> **Problem requirements**
Copy out all lines where "Tailwind" appears.
• • • •
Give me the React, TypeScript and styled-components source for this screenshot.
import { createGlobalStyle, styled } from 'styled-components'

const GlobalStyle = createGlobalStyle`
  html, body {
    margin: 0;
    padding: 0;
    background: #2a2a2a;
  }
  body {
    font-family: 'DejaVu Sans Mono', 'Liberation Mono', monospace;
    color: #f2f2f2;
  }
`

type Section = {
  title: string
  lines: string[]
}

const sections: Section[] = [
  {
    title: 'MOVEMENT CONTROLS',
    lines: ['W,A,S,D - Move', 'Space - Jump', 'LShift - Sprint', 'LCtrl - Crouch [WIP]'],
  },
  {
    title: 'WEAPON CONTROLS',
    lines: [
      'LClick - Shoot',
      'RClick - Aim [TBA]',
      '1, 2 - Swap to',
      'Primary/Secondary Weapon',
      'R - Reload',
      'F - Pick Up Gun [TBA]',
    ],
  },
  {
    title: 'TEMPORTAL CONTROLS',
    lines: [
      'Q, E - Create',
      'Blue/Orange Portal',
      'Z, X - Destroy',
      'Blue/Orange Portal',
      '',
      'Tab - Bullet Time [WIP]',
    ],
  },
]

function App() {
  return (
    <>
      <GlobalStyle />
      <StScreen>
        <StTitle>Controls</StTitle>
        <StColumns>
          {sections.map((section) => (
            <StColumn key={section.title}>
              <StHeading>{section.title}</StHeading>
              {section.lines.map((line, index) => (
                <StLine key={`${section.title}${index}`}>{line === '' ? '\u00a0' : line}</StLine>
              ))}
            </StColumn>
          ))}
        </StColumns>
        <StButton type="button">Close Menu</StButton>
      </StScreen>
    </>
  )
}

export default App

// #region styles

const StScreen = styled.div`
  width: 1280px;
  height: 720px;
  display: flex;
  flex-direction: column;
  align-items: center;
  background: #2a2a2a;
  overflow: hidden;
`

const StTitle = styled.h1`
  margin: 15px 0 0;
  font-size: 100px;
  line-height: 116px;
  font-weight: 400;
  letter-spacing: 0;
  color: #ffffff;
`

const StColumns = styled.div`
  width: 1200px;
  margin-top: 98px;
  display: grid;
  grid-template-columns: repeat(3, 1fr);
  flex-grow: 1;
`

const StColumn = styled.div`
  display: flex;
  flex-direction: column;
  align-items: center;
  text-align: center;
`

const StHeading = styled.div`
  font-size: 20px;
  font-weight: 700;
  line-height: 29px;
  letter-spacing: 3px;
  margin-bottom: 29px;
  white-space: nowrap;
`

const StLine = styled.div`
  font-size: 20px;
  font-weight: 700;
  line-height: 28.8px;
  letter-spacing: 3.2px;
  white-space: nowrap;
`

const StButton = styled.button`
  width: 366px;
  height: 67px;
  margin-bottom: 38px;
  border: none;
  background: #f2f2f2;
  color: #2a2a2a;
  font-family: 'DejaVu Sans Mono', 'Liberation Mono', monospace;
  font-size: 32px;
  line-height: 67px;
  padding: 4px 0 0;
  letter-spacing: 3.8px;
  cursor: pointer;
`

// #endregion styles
• • • •
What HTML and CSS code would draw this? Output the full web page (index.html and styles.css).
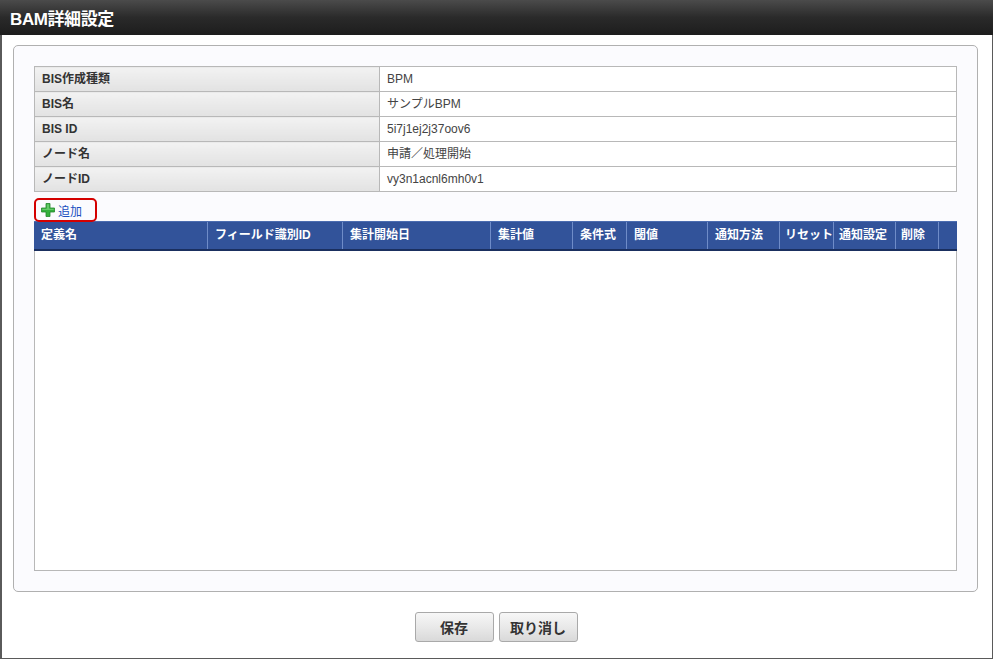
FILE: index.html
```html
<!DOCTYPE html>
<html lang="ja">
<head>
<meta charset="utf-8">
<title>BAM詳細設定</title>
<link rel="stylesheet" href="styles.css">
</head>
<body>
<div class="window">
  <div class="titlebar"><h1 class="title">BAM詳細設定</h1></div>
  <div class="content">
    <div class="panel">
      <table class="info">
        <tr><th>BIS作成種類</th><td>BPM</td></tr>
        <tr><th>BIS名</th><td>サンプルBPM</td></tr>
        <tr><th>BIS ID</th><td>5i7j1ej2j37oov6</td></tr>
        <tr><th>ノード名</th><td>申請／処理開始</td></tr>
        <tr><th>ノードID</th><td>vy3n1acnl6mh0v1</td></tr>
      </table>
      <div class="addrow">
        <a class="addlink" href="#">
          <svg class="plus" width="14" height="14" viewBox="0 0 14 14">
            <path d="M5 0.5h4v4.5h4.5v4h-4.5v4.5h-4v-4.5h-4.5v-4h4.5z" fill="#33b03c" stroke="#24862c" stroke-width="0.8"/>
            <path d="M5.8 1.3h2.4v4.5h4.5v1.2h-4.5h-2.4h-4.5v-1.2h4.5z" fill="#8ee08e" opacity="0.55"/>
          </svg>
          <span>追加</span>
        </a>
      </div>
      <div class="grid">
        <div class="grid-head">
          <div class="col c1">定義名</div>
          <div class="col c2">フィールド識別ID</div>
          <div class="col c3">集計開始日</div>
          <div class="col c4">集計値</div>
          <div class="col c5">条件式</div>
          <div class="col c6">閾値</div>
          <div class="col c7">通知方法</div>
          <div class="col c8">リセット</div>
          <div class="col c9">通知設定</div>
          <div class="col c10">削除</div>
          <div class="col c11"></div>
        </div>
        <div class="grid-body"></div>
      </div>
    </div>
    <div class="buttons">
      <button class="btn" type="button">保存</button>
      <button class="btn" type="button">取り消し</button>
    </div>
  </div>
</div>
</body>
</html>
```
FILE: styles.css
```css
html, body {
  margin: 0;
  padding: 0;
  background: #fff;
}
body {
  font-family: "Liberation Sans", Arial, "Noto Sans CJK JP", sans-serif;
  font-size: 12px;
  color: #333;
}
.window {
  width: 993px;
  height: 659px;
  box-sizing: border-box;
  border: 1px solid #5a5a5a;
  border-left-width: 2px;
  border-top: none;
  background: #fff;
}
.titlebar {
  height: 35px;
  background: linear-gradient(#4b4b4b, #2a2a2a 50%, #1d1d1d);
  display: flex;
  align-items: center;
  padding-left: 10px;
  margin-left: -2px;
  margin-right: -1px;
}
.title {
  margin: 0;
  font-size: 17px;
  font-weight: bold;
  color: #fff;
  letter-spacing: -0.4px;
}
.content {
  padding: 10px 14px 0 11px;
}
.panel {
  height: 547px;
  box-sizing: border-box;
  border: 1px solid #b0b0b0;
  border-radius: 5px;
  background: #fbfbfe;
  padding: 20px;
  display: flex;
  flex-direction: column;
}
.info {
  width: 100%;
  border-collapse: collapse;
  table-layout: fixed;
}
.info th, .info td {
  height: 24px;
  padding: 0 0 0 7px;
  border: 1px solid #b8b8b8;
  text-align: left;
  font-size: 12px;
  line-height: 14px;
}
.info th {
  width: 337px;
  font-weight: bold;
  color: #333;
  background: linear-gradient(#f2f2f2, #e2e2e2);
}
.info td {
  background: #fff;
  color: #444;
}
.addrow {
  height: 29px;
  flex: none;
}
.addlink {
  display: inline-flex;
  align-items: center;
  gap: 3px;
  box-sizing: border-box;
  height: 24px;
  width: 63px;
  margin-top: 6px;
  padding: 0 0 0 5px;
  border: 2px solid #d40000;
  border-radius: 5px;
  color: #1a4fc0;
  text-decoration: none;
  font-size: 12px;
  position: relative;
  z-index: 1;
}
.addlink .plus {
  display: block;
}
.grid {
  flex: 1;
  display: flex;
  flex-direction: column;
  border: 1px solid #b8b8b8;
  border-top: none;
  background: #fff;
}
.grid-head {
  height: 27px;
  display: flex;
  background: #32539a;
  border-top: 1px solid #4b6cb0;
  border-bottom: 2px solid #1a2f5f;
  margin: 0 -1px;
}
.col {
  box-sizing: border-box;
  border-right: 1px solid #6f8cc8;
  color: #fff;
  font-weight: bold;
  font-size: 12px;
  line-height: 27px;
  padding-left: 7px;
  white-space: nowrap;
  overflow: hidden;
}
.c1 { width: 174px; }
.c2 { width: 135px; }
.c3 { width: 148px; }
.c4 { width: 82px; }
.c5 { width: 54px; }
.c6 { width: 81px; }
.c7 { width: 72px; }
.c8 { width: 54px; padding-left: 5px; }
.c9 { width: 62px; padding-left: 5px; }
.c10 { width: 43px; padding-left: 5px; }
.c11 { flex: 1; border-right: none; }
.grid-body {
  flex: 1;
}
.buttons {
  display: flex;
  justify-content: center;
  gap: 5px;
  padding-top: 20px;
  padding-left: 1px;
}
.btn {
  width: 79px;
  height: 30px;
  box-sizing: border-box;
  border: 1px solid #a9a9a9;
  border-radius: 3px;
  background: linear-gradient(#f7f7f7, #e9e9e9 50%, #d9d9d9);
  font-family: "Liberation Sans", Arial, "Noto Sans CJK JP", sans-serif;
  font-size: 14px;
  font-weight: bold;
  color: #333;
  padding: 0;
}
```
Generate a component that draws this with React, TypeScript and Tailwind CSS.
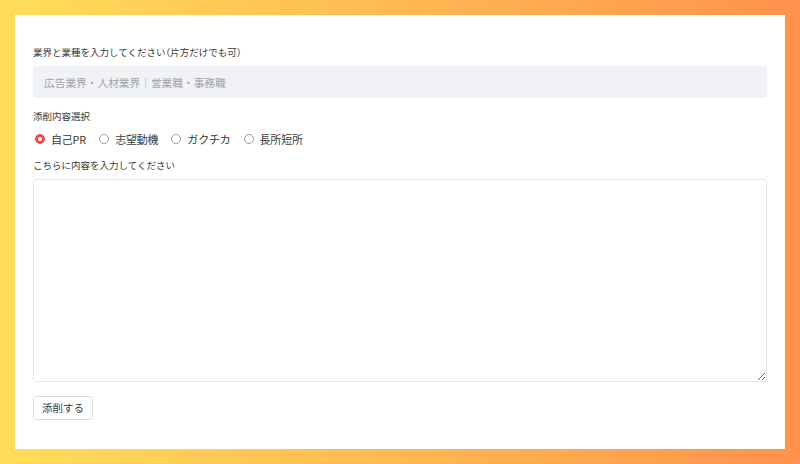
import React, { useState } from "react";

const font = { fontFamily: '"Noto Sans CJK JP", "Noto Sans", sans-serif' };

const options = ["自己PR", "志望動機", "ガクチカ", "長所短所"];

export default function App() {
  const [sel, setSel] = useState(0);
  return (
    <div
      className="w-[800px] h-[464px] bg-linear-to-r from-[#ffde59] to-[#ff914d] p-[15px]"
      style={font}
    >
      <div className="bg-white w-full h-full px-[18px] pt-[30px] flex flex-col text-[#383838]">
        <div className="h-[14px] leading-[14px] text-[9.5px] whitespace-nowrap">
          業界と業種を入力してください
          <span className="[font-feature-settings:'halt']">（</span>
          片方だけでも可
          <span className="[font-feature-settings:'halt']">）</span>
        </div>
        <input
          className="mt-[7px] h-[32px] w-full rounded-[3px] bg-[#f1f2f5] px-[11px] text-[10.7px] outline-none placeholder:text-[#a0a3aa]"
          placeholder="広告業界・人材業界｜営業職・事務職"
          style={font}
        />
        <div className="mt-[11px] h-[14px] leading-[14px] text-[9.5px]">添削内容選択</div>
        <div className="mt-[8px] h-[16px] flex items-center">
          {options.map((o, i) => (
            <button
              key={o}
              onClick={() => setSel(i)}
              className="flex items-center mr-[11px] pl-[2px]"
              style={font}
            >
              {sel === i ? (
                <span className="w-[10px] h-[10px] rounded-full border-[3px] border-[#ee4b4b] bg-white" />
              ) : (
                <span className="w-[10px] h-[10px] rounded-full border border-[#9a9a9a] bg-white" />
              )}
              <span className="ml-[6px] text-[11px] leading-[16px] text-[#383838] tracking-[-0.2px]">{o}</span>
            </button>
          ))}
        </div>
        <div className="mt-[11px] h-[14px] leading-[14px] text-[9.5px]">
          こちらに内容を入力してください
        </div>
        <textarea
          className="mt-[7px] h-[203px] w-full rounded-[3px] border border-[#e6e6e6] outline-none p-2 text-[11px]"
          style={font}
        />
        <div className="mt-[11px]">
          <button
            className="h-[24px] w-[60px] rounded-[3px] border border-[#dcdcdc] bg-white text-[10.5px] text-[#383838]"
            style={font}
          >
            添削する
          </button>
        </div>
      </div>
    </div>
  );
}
• • • •
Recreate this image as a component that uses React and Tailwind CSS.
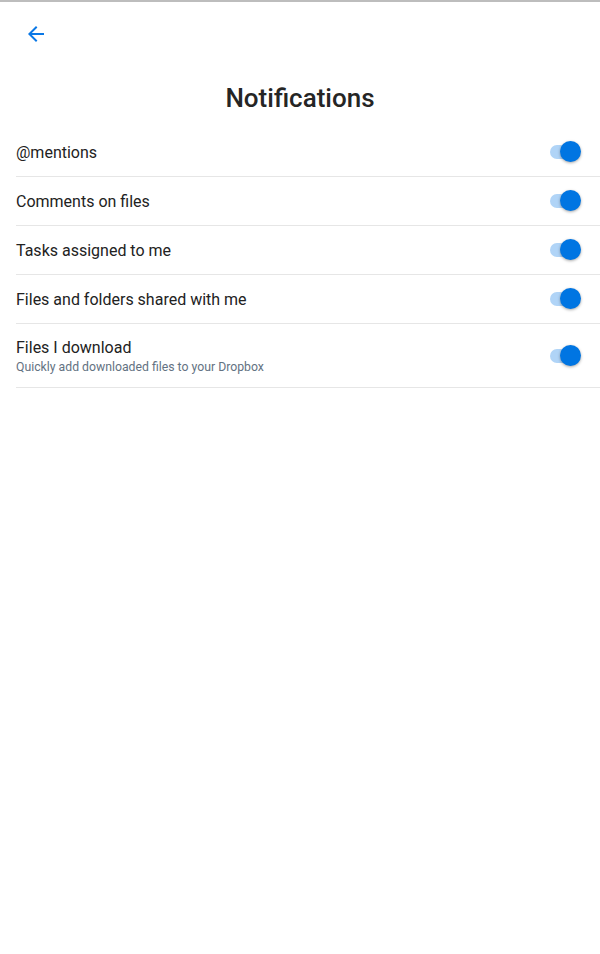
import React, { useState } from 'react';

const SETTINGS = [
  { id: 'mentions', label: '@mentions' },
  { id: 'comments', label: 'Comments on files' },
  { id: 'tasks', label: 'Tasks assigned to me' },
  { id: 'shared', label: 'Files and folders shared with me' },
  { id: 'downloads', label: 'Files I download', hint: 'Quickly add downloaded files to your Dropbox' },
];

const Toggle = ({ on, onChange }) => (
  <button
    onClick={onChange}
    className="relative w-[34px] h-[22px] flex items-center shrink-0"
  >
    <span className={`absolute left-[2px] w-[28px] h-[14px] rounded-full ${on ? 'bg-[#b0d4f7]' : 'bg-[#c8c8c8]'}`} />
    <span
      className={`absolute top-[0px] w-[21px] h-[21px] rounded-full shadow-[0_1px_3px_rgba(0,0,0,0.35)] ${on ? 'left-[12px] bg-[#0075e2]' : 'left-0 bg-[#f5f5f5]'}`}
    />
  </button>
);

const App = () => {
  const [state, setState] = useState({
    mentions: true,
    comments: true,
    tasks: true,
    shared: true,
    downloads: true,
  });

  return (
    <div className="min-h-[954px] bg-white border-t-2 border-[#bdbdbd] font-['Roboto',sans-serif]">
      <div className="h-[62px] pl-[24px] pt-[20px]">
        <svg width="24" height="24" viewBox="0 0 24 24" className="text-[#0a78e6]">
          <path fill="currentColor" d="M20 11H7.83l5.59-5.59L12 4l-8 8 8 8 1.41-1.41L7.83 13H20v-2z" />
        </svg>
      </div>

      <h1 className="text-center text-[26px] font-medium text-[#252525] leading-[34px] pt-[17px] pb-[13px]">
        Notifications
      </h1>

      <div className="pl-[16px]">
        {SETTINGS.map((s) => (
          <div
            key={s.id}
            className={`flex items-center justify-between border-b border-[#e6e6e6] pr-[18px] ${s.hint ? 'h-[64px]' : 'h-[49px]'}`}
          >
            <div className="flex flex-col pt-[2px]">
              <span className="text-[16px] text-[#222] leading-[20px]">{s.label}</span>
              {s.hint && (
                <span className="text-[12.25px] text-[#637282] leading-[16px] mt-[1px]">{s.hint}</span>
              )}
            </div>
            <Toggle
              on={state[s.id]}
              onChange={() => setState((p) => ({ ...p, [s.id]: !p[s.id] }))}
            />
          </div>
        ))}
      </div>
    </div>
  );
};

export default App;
• • • •
> **Written response**
Generate a component that draws this with React, TypeScript and Tailwind CSS.
Recreate this image as a component that uses React and Tailwind CSS.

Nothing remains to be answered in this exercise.